I can _easily_ believe even a fraction of the power I've got there would turn a midfield racer into a winner.

(For the record, I've got a 7 cell LiPo battery powering mine, and off a full charge I see 470W or so coming out of the battery accelerating up a medium incline. It tops out at 25kmh, and pulls barely 100W to do that on the flat, but it's _so_ noticeable accelerating away form stationary or up hills. It's _ really_ fun :-)




Just curious: why not ride a regular bike to work? I've been doing it for a year now (16.5 miles round trip) and it has been great. I never could find the time to exercise before and now I commute and exercise at the same time. Parallelism!


Because lazy! At least mostly. Also we don't have shower facilities at work, so during summer (I'm in Sydney, so summer hasn't quite ended yet) I end up quite sweaty riding to work.

I do have a non-cheater bike as well, I ride it more when it's cooler (but I'm still lazy, so...) More exercise is the plan. Executing on that plan isn't always successful.

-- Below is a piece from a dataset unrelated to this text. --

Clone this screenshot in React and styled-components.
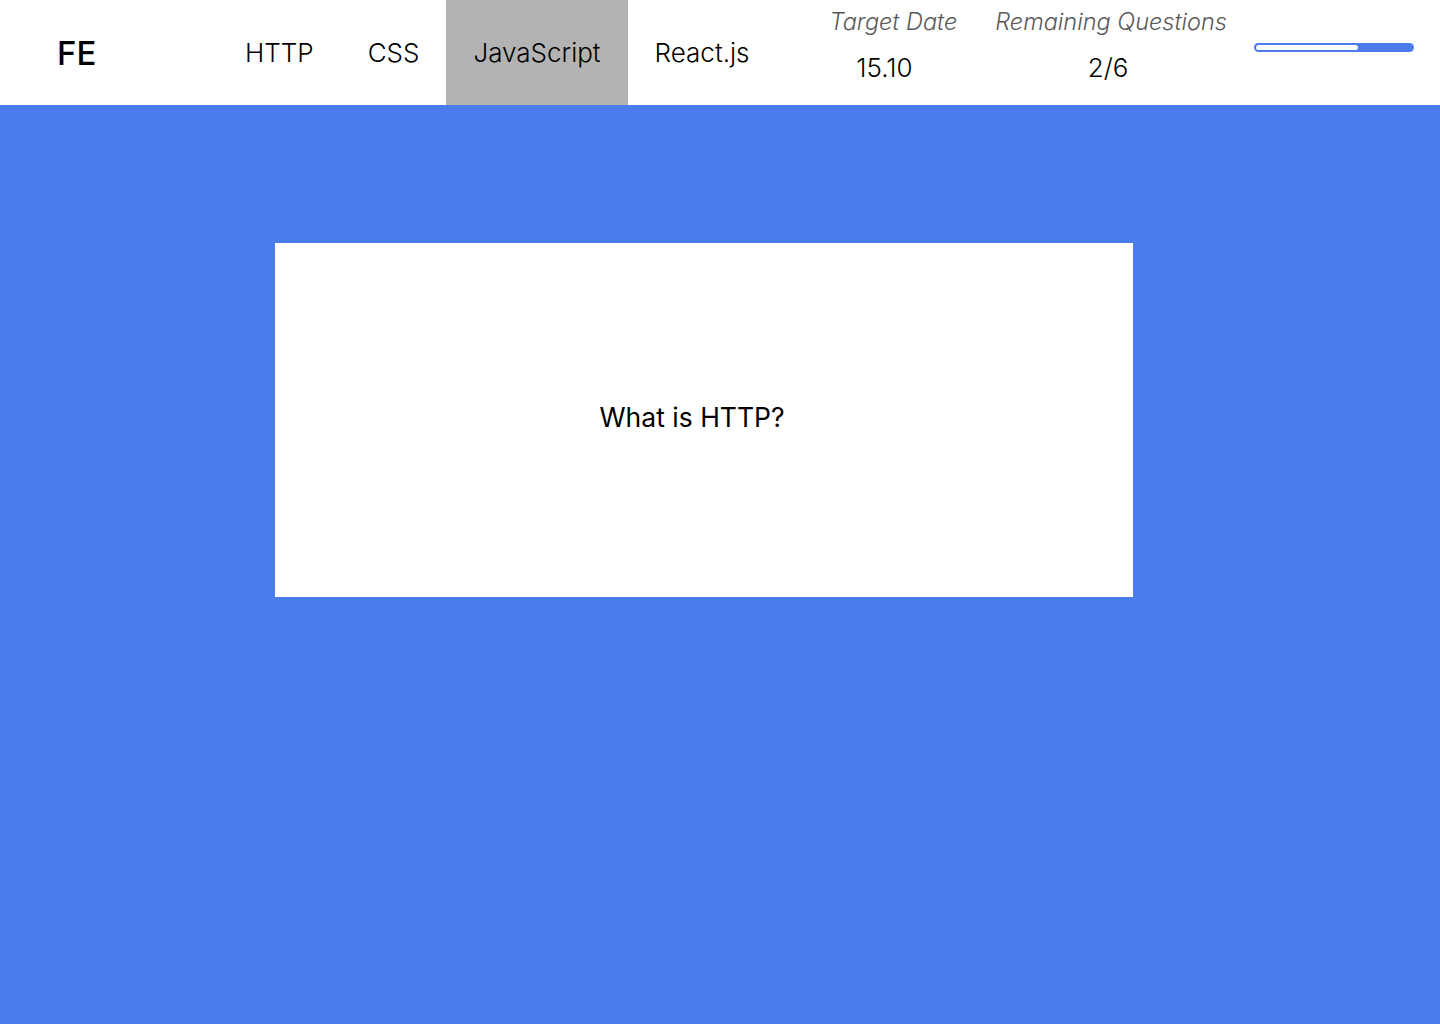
import React from "react";
import styled, { createGlobalStyle } from "styled-components";

const GlobalStyle = createGlobalStyle`
  html, body {
    margin: 0;
    padding: 0;
  }
  body {
    font-family: Inter, "Noto Sans", sans-serif;
    background: #4b7bec;
    color: #000;
  }
`;

const Page = styled.div`
  min-height: 1024px;
  background: #4b7bec;
  display: flex;
  flex-direction: column;
`;

const Header = styled.header`
  height: 105px;
  background: #fff;
  display: flex;
  align-items: stretch;
`;

const Logo = styled.div`
  width: 161px;
  padding-left: 57px;
  display: flex;
  align-items: center;
  font-size: 33px;
  font-weight: 500;
`;

const Nav = styled.nav`
  display: flex;
  align-items: stretch;
`;

const NavItem = styled.div`
  display: flex;
  align-items: center;
  padding: 0 27px;
  font-size: 26px;
  font-weight: 300;
  background: ${({ active }) => (active ? "#b3b3b3" : "transparent")};
  cursor: pointer;
`;

const Stats = styled.div`
  display: flex;
  margin-left: 53px;
  gap: 38px;
  padding-top: 6px;
`;

const Stat = styled.div`
  display: flex;
  flex-direction: column;
  align-items: center;
`;

const StatLabel = styled.div`
  font-size: 23.5px;
  font-weight: 300;
  font-style: italic;
  color: #5a5a5a;
  line-height: 32px;
`;

const StatValue = styled.div`
  font-size: 26px;
  font-weight: 300;
  line-height: 32px;
  margin-top: 14px;
  margin-right: ${({ offset }) => offset}px;
`;

const ProgressTrack = styled.div`
  margin-left: 27px;
  margin-top: 43px;
  width: 160px;
  height: 9px;
  box-sizing: border-box;
  border-radius: 5px;
  background: #4b7bec;
  padding: 2px;
`;

const ProgressFill = styled.div`
  height: 100%;
  background: #fff;
  border-radius: 3px;
`;

const Main = styled.main`
  flex: 1;
  display: flex;
  justify-content: center;
  padding: 138px 307px 0 275px;
  align-items: flex-start;
`;

const Card = styled.div`
  width: 858px;
  height: 354px;
  background: #fff;
  display: flex;
  align-items: center;
  justify-content: center;
  box-sizing: border-box;
  padding: 0 24px 6px 0;
`;

const Question = styled.div`
  font-size: 26.5px;
  font-weight: 400;
`;

const topics = ["HTTP", "CSS", "JavaScript", "React.js"];

export default function App() {
  const done = 2;
  const total = 6;
  return (
    <>
      <GlobalStyle />
      <Page>
        <Header>
          <Logo>FE</Logo>
          <Nav>
            {topics.map((t) => (
              <NavItem key={t} active={t === "JavaScript"}>
                {t}
              </NavItem>
            ))}
          </Nav>
          <Stats>
            <Stat>
              <StatLabel>Target Date</StatLabel>
              <StatValue offset={18}>15.10</StatValue>
            </Stat>
            <Stat>
              <StatLabel>Remaining Questions</StatLabel>
              <StatValue offset={6}>
                {done}/{total}
              </StatValue>
            </Stat>
          </Stats>
          <ProgressTrack>
            <ProgressFill style={{ width: `${(100 * (total - done)) / total / 1.02}%` }} />
          </ProgressTrack>
        </Header>
        <Main>
          <Card>
            <Question>What is HTTP?</Question>
          </Card>
        </Main>
      </Page>
    </>
  );
}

I'm looking at getting a similar setup for myself this summer. I hear "that's cheating" or similar from others, in which case my response is: Do you ever use a calculator? Why not work out everything with pencil and paper (or better yet, in your head)?

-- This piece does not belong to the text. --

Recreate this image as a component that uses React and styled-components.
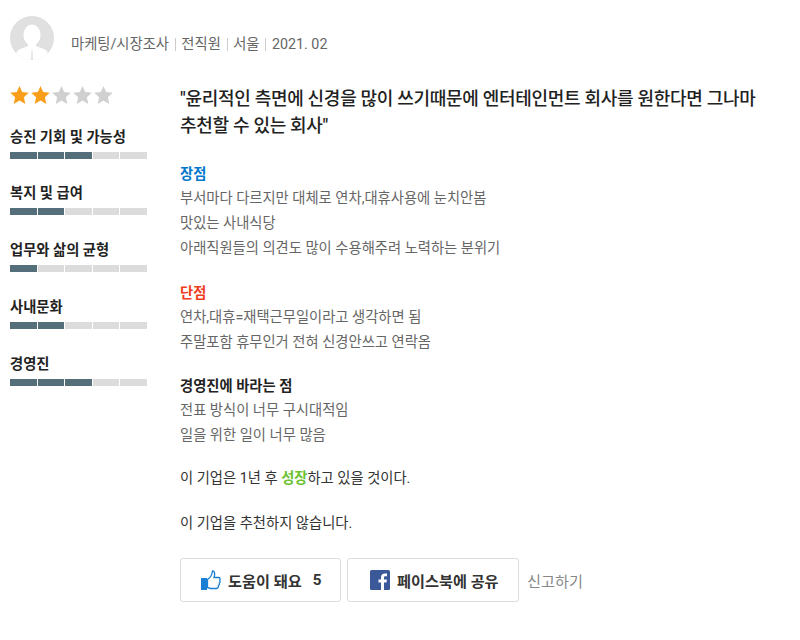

Of course, several years ago after I decided to get in shape, I tried cycle commuting and really enjoyed it (about 15 miles each way). But I could only pull it off about once a week or so (in order to make good time, it left me mostly worthless at work all day). Coming up, after I move in a month I'll be about 23 miles from work. Adding a hub motor will allow me to not only make the commute in just over an hour, but it will leave me less exhausted (I plan on still putting in some human power, but I won't have to over do it). The good thing though, is by adding electric power to a bicycle, it will get me on it much more often so I'll end up getting even more exercise than without power.

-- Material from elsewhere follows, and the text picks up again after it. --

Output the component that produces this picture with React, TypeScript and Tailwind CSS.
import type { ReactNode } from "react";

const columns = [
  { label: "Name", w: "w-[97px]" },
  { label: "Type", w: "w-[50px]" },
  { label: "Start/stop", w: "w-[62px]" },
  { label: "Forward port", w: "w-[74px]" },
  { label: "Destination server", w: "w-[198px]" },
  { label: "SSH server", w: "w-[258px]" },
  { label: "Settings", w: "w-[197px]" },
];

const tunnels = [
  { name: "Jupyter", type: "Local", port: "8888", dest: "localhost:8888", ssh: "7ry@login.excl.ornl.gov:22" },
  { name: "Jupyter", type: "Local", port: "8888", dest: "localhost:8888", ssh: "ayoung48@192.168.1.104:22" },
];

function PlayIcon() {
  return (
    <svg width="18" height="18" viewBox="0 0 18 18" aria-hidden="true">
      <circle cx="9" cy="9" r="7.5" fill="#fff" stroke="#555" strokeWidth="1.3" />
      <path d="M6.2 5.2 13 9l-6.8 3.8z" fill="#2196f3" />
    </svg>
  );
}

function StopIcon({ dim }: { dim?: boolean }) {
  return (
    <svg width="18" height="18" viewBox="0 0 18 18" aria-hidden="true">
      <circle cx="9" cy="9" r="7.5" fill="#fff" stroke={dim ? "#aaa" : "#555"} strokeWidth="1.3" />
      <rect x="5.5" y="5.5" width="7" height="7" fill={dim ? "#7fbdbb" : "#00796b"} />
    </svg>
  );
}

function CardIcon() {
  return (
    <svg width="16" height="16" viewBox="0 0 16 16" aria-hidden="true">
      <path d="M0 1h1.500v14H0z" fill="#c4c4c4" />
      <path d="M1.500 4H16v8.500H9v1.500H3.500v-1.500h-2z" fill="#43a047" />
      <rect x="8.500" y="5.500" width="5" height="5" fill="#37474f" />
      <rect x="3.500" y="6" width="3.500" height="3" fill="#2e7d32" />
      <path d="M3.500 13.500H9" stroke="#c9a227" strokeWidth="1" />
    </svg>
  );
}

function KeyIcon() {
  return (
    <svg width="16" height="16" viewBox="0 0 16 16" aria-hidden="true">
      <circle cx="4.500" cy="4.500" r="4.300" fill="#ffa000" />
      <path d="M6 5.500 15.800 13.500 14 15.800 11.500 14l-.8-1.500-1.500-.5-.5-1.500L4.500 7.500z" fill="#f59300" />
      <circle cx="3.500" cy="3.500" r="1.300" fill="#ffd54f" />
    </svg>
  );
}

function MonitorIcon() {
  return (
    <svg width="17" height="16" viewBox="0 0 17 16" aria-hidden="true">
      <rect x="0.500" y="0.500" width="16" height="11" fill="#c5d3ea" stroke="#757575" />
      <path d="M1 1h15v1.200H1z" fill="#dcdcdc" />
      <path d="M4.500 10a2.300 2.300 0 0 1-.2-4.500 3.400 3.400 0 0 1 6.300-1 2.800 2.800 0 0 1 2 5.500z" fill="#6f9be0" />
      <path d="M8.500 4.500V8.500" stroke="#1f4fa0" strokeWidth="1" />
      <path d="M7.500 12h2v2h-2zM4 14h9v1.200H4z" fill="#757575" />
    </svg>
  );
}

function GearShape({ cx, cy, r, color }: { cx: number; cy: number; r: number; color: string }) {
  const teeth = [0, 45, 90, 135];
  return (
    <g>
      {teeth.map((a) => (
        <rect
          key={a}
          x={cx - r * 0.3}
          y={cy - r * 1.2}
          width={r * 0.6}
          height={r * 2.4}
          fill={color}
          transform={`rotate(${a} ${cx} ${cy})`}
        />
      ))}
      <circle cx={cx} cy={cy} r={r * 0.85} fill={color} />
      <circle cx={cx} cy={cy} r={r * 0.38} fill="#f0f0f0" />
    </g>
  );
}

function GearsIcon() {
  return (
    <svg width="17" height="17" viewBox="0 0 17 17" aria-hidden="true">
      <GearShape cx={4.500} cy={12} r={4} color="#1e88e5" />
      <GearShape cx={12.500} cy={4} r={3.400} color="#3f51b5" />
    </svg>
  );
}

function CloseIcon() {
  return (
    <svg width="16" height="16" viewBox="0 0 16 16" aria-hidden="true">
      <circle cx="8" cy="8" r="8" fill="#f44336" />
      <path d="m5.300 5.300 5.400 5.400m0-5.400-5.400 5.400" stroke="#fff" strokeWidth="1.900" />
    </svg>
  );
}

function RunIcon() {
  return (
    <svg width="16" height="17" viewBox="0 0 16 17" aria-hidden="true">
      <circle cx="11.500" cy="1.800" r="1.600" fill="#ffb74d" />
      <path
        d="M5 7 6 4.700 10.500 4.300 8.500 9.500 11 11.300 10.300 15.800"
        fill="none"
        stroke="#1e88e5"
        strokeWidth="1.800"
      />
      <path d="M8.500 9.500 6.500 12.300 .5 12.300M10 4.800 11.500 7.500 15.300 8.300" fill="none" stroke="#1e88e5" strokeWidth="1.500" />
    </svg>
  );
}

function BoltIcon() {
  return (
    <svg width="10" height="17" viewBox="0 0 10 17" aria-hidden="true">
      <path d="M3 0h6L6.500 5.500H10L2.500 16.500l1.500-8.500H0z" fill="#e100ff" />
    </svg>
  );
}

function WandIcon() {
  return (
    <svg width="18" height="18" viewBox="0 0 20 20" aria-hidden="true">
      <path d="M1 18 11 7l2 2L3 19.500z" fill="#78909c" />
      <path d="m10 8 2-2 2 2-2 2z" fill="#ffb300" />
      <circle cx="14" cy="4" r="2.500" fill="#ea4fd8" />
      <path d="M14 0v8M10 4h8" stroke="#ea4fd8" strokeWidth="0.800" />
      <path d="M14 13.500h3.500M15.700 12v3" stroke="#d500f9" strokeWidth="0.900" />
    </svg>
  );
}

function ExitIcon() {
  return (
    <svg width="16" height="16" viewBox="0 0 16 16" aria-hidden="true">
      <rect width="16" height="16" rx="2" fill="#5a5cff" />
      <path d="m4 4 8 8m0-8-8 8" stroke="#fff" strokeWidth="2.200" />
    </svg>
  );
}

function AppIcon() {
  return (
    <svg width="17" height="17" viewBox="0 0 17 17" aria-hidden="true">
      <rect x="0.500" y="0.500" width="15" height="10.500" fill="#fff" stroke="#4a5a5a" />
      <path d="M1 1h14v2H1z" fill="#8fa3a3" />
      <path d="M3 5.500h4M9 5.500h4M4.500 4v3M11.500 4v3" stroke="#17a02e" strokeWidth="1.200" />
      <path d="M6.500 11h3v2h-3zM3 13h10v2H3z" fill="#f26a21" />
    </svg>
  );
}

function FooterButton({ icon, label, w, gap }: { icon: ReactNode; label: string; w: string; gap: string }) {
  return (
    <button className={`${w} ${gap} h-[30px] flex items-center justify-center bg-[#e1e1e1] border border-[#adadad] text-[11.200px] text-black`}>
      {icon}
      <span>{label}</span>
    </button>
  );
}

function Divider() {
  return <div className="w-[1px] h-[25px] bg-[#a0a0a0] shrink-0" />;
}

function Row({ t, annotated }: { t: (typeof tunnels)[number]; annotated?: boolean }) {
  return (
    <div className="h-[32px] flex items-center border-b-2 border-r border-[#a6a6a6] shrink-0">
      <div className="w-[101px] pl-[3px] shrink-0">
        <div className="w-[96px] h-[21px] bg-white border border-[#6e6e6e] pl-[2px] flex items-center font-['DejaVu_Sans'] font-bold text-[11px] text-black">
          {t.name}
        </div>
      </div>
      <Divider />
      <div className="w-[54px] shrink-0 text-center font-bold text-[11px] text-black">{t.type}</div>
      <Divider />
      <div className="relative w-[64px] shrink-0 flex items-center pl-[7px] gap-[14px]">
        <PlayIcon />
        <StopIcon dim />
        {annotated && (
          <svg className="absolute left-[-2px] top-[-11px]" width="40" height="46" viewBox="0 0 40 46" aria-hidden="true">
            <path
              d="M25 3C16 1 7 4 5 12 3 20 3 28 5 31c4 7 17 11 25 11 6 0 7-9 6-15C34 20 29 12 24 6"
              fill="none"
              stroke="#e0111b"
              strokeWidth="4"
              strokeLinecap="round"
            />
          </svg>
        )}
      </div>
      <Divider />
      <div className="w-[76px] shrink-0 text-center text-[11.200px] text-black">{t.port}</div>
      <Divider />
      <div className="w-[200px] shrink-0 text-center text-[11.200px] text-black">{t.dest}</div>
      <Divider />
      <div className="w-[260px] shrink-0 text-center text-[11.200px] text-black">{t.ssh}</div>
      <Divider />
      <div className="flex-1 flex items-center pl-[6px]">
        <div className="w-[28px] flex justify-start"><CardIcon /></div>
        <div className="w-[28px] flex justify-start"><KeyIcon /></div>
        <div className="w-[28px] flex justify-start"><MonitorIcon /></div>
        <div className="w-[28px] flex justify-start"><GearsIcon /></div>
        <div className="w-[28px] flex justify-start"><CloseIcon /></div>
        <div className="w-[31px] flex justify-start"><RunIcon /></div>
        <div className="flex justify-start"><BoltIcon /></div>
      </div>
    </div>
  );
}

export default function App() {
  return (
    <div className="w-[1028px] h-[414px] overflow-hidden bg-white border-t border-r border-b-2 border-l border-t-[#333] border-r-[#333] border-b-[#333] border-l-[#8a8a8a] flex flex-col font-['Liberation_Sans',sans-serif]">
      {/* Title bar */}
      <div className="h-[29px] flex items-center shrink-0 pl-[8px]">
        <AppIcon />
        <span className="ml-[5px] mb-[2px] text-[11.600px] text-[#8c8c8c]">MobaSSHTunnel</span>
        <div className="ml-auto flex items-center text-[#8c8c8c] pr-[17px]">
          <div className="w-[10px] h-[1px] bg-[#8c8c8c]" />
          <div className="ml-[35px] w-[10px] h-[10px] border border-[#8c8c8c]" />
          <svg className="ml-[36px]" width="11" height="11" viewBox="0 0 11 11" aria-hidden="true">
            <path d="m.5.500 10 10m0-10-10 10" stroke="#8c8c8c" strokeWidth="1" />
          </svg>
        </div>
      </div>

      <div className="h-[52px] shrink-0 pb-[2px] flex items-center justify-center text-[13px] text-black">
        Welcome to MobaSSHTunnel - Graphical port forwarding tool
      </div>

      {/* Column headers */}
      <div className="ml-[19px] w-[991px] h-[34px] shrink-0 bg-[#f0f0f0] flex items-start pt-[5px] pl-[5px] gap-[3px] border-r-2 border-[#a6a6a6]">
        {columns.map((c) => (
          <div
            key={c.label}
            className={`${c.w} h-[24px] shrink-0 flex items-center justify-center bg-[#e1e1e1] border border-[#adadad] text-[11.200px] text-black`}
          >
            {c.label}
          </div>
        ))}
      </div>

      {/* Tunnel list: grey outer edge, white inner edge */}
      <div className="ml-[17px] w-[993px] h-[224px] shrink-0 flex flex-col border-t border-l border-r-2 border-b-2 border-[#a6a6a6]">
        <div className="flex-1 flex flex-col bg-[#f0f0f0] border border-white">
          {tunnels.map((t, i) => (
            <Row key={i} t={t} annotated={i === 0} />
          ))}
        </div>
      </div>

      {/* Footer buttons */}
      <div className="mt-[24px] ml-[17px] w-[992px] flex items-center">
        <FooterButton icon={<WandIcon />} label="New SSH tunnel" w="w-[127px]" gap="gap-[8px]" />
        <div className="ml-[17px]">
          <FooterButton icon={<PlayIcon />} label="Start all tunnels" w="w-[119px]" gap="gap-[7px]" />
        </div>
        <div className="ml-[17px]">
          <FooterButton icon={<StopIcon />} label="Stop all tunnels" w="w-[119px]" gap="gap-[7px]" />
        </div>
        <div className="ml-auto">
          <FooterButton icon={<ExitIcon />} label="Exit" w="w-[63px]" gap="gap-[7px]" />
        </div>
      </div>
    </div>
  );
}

I built an ebike last year to do something similar to OP. I rode my bike (a full suspension mountain bike) a couple times, but found that 20 miles was just too far to cover for a commute. With the ebike, I am still pedaling and getting exercise, but it takes me 50 minutes instead of 90. Still a tad longer than it would take in my car, but I am definitely getting a decent workout (determined by how sweaty I am before I shower). Even if I only burn half the calories, I am getting nearly 2 hours of exercise a day I wouldn't have gotten otherwise, and am not adding much time to my commute.

Maybe someday I will be in good enough shape to make the 20 mile commute in around 1:15 without the assistance, but if it's between pedal assist and driving, pedal assist seems like the far better choice!

FWIW, I used to bike-commute to school when it was 8-10 miles, and that was great. But 20mi each way is just too much time for me when I need to get home to get kids to practice, or help with homework, etc.